**Aim of the task**
Extract all lines from the data beneath that include the word "screenshot".

**Data section**
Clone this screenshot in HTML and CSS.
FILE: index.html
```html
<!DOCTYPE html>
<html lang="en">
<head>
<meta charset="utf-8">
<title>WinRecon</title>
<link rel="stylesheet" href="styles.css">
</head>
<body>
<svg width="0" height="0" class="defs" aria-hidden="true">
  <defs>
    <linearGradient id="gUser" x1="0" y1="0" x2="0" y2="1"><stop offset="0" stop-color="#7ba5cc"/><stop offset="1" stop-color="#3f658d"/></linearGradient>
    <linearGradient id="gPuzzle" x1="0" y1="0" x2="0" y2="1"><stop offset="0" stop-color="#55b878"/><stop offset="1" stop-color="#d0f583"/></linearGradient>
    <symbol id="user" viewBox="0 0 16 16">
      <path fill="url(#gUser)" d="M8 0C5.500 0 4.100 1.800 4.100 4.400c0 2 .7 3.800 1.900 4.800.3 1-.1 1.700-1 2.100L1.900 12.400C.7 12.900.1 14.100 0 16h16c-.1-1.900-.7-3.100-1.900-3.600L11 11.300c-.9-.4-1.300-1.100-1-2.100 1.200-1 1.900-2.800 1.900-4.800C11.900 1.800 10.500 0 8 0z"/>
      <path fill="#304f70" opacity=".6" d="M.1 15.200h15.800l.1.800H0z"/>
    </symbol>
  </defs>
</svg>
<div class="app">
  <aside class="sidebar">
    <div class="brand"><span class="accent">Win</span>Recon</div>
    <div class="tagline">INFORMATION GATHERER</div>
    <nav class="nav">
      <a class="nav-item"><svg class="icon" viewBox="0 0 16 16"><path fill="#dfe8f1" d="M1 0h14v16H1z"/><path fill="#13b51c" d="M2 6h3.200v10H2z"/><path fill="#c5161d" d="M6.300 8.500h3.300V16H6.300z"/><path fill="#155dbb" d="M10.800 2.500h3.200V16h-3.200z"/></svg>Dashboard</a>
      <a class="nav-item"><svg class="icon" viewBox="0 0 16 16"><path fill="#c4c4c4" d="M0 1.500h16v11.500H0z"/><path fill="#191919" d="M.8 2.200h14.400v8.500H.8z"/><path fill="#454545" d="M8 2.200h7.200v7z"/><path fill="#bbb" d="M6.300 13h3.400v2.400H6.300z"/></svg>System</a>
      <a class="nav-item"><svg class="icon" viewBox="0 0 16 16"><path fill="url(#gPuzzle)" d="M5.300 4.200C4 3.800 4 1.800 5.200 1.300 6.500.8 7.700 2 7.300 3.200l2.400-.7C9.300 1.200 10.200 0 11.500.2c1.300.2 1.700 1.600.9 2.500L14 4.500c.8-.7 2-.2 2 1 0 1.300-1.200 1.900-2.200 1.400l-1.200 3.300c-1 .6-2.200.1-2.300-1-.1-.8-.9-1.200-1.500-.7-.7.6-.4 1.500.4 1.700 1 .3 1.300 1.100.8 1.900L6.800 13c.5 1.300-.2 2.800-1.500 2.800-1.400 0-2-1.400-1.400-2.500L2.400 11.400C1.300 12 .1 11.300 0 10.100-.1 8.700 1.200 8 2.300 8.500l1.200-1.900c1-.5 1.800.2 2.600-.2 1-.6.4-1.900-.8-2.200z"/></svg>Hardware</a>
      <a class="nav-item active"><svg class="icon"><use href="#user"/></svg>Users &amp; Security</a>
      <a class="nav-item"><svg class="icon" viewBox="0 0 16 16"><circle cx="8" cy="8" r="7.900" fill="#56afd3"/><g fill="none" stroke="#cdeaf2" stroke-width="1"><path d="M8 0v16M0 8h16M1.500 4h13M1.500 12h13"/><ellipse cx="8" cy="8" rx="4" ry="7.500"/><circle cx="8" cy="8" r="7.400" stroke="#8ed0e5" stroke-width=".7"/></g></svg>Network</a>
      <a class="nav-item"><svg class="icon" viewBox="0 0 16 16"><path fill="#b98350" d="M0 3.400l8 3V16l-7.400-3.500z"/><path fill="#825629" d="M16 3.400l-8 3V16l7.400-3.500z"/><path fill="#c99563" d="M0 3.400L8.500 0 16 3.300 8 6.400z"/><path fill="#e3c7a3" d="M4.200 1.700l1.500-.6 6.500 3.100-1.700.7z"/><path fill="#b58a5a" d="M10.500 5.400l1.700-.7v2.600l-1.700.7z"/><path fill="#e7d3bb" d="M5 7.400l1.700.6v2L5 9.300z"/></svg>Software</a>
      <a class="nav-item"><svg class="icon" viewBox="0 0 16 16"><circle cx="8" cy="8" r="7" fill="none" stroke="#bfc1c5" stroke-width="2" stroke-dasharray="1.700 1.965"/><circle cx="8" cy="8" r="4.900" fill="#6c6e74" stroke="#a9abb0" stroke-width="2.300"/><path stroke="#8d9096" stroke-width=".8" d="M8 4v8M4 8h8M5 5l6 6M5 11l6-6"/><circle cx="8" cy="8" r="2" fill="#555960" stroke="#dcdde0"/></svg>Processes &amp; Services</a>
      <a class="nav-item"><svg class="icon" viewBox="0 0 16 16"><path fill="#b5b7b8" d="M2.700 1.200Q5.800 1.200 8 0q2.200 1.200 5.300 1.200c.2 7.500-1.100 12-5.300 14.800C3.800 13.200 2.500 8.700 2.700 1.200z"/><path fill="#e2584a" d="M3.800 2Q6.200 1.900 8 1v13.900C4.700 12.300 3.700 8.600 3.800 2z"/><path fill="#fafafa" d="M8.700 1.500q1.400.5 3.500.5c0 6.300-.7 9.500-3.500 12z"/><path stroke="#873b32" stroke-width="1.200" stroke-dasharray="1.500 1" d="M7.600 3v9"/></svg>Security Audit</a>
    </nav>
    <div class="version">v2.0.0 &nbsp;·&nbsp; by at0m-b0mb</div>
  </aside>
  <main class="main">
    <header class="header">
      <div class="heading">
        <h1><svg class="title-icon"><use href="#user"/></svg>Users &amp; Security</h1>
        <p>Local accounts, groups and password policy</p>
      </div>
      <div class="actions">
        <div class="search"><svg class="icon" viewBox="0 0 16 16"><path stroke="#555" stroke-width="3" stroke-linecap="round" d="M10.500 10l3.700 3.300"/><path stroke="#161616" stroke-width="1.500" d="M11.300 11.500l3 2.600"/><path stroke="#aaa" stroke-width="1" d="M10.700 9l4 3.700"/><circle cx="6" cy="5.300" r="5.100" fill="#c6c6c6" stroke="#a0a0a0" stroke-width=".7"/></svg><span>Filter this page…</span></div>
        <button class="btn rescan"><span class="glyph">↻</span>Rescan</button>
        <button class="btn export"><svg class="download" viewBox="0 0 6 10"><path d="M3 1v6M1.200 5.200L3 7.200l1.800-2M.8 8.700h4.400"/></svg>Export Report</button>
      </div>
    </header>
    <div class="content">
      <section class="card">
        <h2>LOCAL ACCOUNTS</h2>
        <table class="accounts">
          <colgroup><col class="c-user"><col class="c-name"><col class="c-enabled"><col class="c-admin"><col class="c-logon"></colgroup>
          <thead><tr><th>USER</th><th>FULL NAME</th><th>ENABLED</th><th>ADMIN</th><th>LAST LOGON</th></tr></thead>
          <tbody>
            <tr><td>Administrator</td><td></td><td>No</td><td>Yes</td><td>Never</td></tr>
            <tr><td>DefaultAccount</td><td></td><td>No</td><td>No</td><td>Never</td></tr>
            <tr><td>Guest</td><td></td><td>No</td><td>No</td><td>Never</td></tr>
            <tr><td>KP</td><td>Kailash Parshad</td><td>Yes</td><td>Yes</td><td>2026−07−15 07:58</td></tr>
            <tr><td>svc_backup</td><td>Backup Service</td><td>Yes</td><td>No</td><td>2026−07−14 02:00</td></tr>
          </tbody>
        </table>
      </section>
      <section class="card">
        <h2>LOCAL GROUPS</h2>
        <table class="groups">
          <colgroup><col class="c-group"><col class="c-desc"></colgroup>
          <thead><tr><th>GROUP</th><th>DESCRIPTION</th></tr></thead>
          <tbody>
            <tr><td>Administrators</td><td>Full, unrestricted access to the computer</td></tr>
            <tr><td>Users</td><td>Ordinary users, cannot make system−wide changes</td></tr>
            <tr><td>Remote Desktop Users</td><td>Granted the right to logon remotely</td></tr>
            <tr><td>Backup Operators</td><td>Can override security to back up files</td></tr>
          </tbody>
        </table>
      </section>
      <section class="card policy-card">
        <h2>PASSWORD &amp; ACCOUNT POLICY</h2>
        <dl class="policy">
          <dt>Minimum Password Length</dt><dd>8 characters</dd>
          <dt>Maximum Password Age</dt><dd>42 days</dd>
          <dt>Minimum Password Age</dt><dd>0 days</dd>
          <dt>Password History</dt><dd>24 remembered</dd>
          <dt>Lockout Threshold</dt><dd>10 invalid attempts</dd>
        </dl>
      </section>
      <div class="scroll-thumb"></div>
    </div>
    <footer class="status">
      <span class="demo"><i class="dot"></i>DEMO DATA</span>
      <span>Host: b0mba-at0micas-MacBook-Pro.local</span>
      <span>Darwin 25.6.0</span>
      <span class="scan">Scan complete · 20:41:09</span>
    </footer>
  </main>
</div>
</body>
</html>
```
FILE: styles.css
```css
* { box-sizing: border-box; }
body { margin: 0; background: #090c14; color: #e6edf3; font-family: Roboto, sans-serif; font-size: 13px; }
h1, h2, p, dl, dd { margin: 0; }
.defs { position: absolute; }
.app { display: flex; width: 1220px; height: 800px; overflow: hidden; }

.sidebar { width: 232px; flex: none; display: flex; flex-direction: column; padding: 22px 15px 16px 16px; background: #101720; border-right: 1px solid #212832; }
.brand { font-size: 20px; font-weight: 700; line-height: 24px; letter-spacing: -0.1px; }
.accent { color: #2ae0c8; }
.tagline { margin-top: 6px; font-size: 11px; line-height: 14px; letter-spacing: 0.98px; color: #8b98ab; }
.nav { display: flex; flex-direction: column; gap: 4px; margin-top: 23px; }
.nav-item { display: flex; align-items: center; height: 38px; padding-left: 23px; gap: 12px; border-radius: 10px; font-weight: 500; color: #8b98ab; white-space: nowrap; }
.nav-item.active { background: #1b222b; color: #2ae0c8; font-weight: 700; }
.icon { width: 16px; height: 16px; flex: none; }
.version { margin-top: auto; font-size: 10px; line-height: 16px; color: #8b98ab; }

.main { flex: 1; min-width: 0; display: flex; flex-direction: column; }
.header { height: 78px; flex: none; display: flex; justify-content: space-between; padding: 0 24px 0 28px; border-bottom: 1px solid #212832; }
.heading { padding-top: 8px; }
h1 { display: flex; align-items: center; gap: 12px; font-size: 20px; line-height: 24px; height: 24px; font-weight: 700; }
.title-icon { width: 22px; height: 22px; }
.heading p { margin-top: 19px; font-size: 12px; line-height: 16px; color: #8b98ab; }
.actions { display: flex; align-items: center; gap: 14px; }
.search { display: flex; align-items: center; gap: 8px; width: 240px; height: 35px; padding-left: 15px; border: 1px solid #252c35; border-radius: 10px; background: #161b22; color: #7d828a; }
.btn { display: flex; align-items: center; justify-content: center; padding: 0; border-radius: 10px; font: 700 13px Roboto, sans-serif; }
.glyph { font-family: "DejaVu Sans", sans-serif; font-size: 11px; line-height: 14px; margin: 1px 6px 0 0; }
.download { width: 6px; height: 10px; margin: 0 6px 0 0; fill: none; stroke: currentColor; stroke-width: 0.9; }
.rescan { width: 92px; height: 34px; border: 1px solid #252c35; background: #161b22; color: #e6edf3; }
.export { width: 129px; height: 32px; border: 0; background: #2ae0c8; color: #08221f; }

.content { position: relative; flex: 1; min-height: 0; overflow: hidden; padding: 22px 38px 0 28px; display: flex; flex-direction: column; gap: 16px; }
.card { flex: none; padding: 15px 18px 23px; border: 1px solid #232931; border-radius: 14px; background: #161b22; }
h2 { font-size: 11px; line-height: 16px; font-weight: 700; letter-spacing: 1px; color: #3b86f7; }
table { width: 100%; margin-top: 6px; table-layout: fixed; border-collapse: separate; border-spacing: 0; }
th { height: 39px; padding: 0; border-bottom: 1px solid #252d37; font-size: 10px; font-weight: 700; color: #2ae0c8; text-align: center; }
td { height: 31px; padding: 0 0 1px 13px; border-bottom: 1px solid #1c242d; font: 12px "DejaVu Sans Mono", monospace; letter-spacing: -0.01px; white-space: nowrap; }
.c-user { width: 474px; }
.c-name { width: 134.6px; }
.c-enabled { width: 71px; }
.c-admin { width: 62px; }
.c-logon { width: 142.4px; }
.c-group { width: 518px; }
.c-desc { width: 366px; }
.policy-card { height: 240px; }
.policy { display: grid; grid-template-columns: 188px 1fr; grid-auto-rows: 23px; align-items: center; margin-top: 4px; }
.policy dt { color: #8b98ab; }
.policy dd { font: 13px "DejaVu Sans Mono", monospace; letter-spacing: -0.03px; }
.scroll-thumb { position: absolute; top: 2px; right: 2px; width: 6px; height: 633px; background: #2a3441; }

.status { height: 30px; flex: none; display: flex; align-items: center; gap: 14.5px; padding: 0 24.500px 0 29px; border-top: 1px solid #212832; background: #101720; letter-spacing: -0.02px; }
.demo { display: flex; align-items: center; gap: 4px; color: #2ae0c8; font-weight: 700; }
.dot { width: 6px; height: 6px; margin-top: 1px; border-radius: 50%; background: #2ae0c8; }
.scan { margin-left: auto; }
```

* * *

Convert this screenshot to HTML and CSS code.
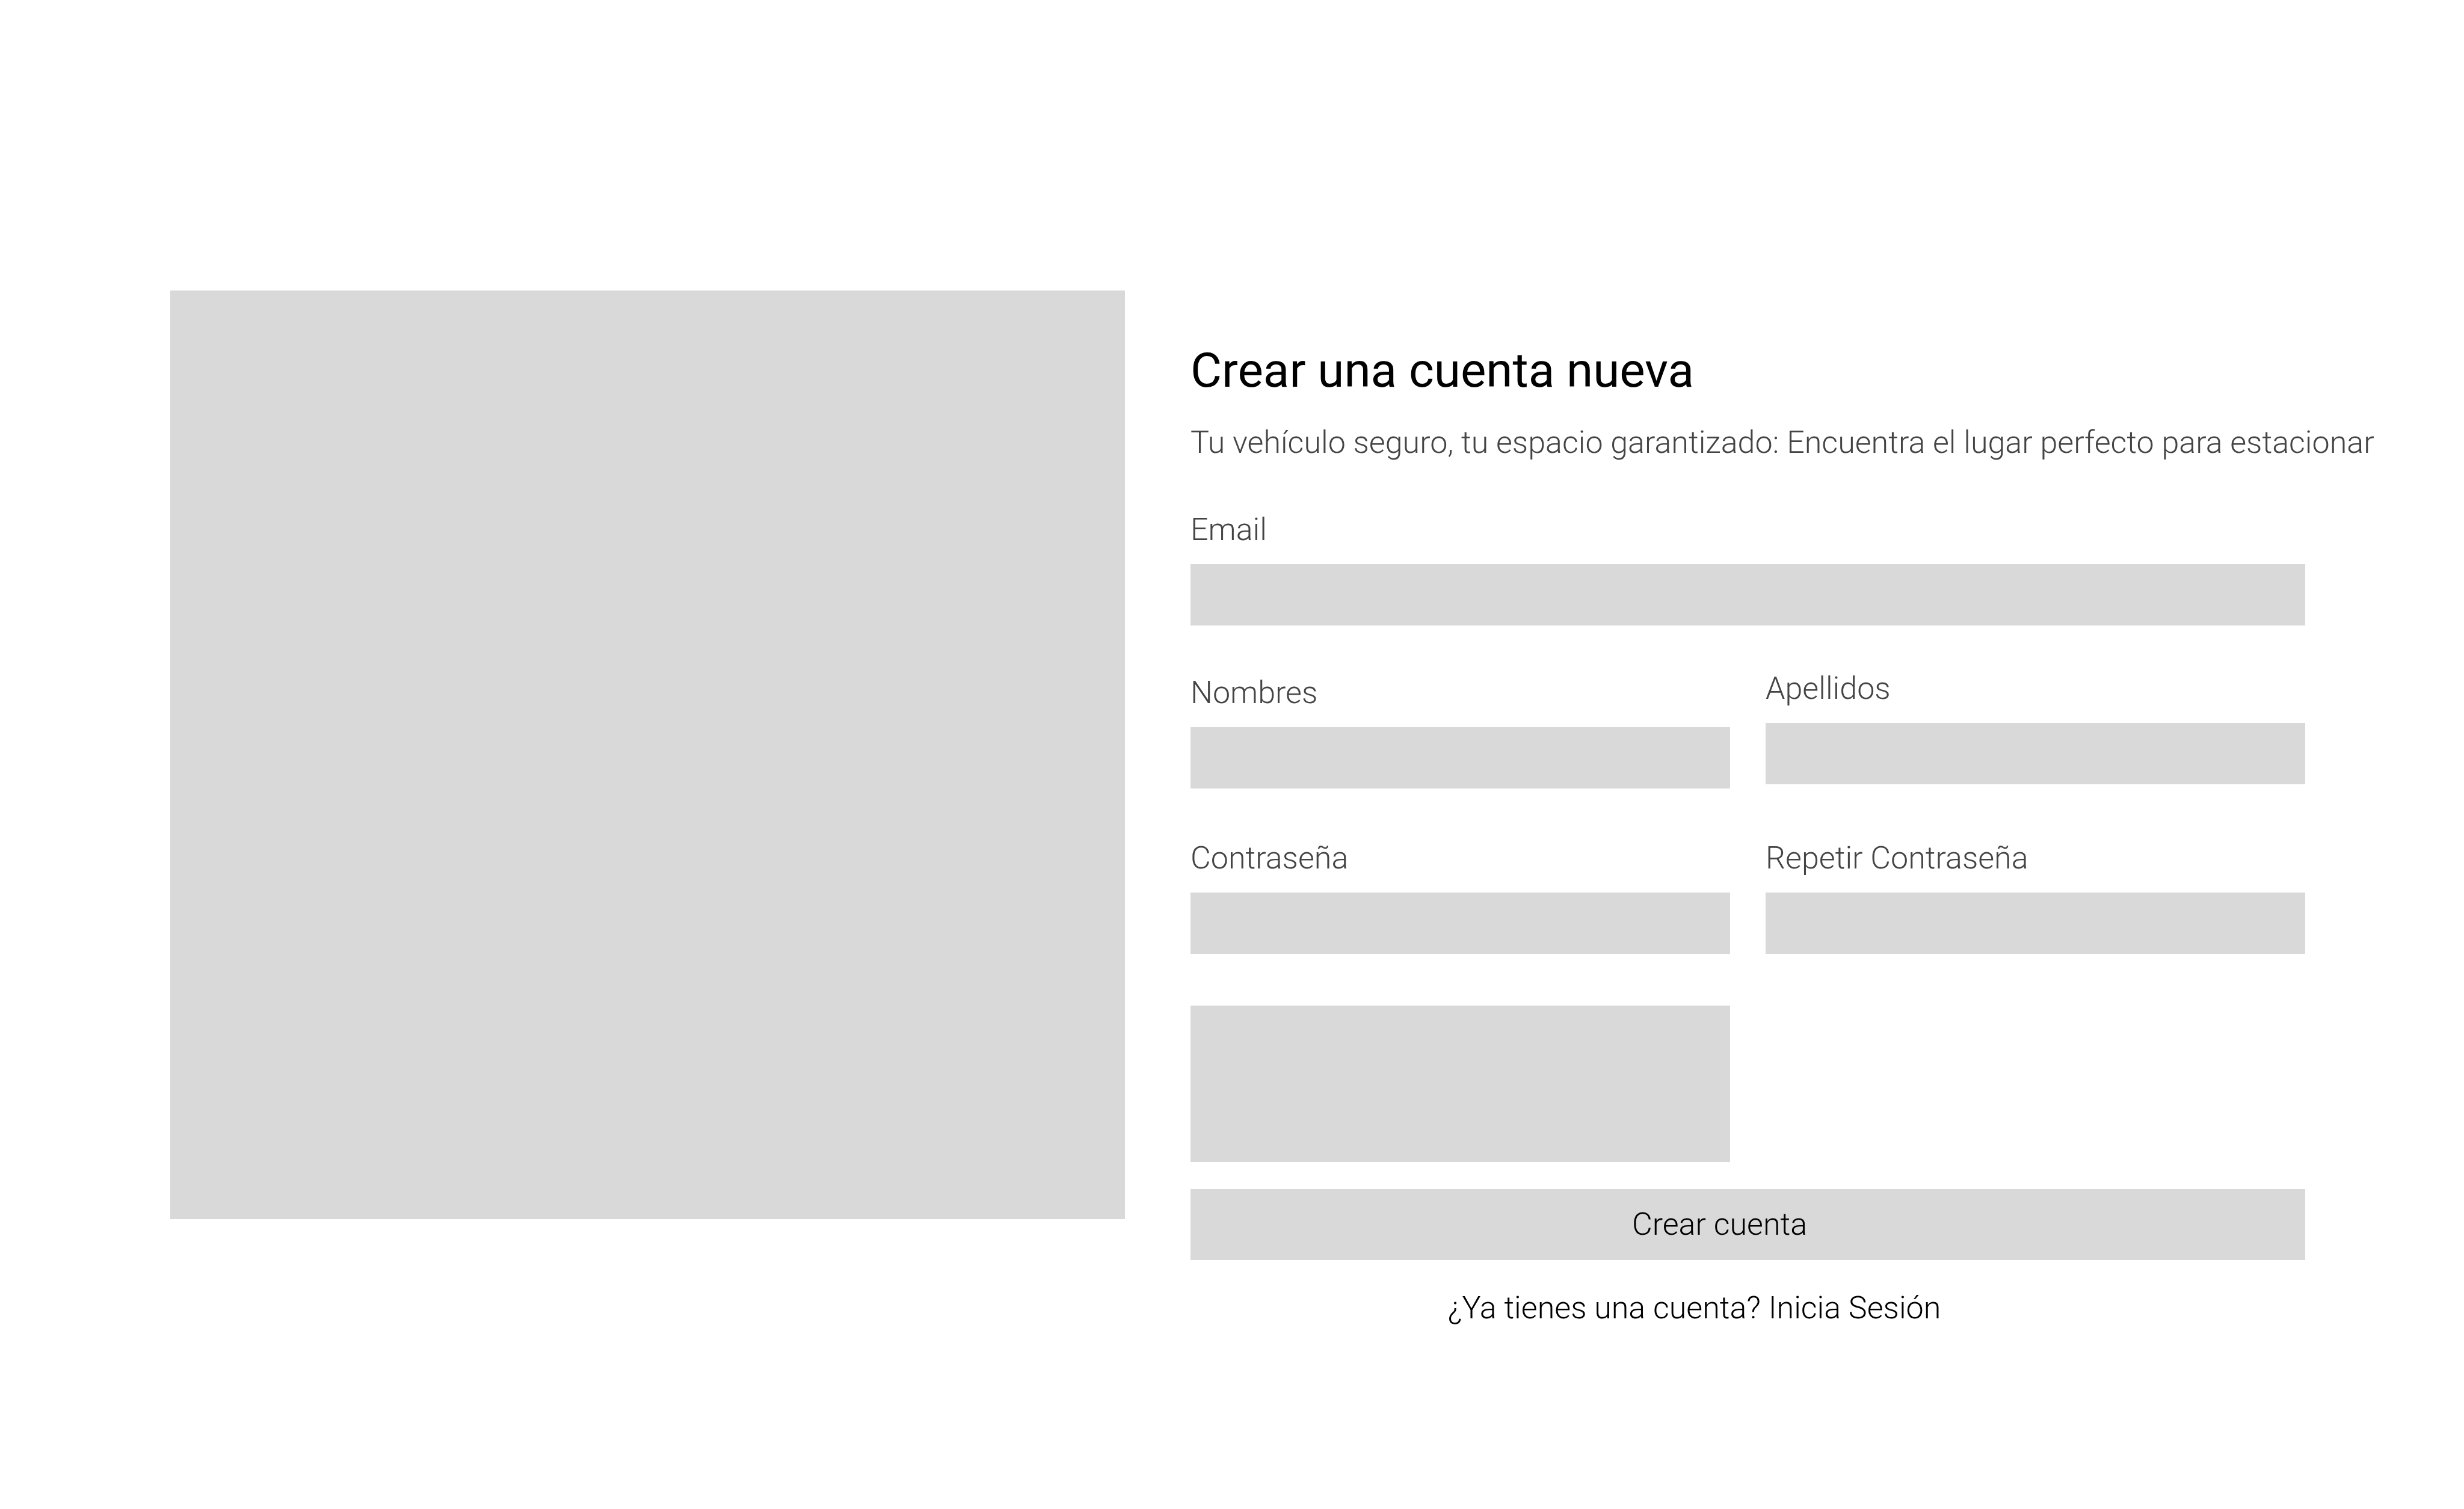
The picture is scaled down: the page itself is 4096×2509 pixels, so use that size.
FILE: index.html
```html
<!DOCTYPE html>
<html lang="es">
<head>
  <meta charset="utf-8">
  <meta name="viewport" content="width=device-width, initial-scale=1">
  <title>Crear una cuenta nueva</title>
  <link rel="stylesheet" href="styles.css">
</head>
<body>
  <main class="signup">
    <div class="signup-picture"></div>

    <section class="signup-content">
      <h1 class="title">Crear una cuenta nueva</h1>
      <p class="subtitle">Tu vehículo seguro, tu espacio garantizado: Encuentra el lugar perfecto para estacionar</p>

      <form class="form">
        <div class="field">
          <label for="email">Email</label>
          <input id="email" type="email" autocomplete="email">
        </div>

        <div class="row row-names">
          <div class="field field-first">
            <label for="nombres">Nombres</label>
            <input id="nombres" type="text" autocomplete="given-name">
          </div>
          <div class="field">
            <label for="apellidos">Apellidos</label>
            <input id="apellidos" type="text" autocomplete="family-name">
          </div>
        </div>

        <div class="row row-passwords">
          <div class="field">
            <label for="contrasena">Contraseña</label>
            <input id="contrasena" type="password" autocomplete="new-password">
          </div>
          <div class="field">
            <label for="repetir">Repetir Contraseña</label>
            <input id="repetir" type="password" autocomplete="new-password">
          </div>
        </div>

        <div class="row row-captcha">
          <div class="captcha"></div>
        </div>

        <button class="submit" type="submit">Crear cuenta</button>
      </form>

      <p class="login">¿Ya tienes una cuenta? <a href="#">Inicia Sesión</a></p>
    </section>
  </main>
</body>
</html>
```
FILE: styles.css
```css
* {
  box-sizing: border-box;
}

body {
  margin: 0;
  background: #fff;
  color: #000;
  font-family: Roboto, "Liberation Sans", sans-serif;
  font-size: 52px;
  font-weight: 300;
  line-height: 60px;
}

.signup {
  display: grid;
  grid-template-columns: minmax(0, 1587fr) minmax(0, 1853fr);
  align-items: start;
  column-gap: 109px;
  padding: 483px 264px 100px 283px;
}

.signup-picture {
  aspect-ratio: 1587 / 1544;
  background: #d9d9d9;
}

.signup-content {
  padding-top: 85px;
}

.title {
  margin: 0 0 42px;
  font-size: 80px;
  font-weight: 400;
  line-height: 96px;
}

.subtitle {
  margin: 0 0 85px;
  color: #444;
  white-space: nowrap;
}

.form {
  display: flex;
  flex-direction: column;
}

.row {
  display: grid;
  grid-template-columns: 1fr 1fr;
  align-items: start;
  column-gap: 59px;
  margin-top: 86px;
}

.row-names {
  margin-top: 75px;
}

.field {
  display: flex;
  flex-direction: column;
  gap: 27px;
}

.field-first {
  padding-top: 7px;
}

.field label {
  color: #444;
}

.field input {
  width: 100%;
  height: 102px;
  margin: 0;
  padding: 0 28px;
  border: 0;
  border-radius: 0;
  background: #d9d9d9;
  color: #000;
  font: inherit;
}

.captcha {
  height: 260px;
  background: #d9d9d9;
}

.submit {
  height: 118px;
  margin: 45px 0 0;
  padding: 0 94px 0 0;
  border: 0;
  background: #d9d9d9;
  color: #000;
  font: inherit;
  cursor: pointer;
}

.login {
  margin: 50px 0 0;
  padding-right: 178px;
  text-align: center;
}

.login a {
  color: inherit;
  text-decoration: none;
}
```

**Output below**
Clone this screenshot in HTML and CSS.
Convert this screenshot to HTML and CSS code.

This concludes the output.